Mar 9, 2024
Winter Surgery
The most wonderful time to heal
Maybe it’s cold outside
… so it’s a good time to be inside! If the change in the seasons changes your daily routine, social calendar or overall personality, maybe it’s time for some intensive self-care. After you’ve unpacked your sweaters and put away your skirts and shorts, take some time to schedule that aesthetic surgery you’ve been considering forever. What will you do with your time this winter?
There are tons of hobbies and activities that can be done in the comfort of your home while the ice and snow rage outside, including puzzles, knitting and painting. You can lay on the couch and binge on Netflix… while you recover from plastic surgery!
Who needs a puzzle? Put yourself back together!
The cooler seasons are the perfect time to have aesthetic surgery done because:
The lower temperatures of autumn and winter - in the Northern Hemisphere - are Mother Nature’s way of helping you with swelling, inflammation and bruising control.
If you wear larger clothing when you’re cold, you can hide recovery garments more easily.
The sun’s harmful UV rays are typically less severe during fall and winter, which is great news if a scar reveals itself accidentally.
Having downtime in autumn and winter means you’ll be ready to hit the beach by summertime.
Cool your jets (and everything else)
Many plastic surgeons do not suggest using ice or heat packs on any part of your body post-surgery. Your nerves are still recovering - trying to figure out which of your ends is up, getting their own little nerve lives back in order - and they can’t tell you when you’ve been sitting on the heating pad for too long. You will need to manage your pain and swelling another way, like opening the front door and letting a little snow in.
Cooler weather can organically help regulate your body temperature, as long as you don’t do anything absurd like participating in a polar plunge. Let catching a glimpse of your newly sculpted body give you that adrenalin rush instead.
Is that a drain in your sweater?
Cooler weather usually means bigger clothing and that’s perfect for discreetly disguising dangling drains. Fluffy sweaters can conceal fajas and other types of compression garments. Thick, warm socks will slide right up your compression-socked legs.
Now is the time to layer up, lay down and veg out. Relish in the dormancy of cold weather with baggy clothing and some hot chicken soup. Make sure your fluffy bunny slippers have good tread because you’re going to put some miles on them, shuffling around your house or apartment when you’re not resting.
SAD = Sexy And Delicious
You may have heard of Seasonal Affective Disorder (SAD) causing depression in people as fall and winter bring less and less sunshine. This year, as winter creeps in and the nights get longer, turn that frown upside down, just as you’ve aesthetically turned the tables on gravity. Use this extra time without the sun’s damaging UV rays to your benefit.
All surgical scars should be kept out of the sun until they are “mature,” at least a year after surgery.
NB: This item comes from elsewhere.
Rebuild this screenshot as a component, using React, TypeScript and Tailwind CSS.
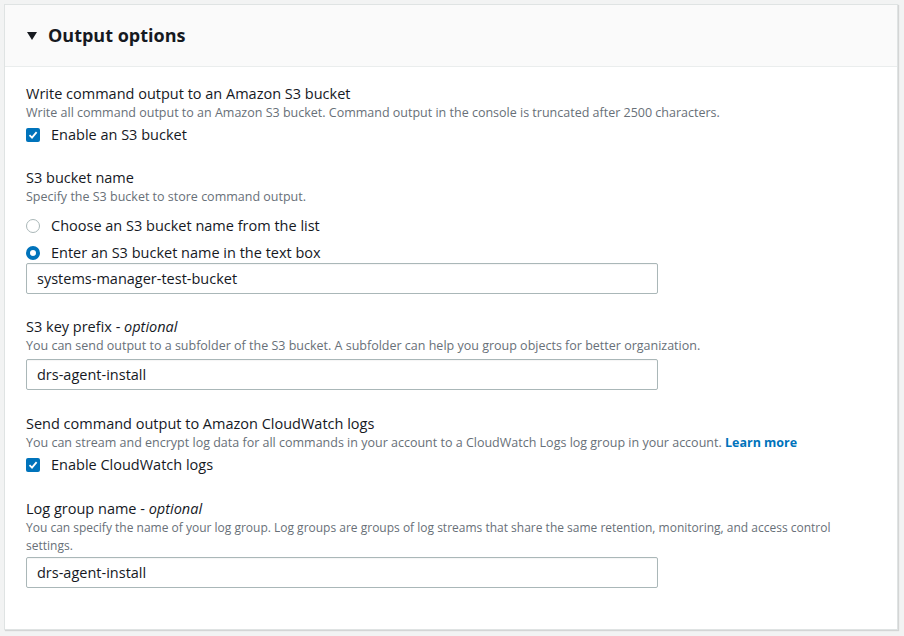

The Washington (Missouri, USA) University School of Medicine wrote a great article about scar care and sunshine. Avoiding the sun will pay off later, when you have thin, light scars.
UV rays aside, the sun can also make you sweat. When you’re recovering from plastic surgery, bound to your post-tummy tuck faja and perched on your BBL pillow, the last thing you want to do is sweat. Sweating can add inflammation and quite honestly, stank. Choosing to recuperate in cooler months can help you avoid hot and schweaty discomfort.
Planning ahead now will set you up for comfort later
Remember the story about the lazy grasshopper who lays around and watches the ants scurry around all summer, saving food for the winter? It’s Aesop’s ”The Ant and the Grasshopper” that ends with the moral of hard work paying off and laziness resulting in despair.
While having plastic surgery usually isn’t as life-and-death as the lifeline of a food supply, there’s a parallel to be drawn. If you do the work (surgery and recovery) now, you can live comfortably (enjoy your new body) later! You can be an industrious ant (with a snatched waist) instead of a lazy, untucked grasshopper.
To wrap it up
Now is the time to get yourself ready for the beach, the pool and tighter clothes. You still have months before warm weather creeps back in. Take advantage of the cooler weather of the season - unless you live in the Southern Hemisphere and in that case, it’s not too early to plan for NEXT year - and put yourself in the best shape of your life. You even have an extra day this year since it’s a leap year! Finish this blog, find yourself a great surgeon and plan your surgery today.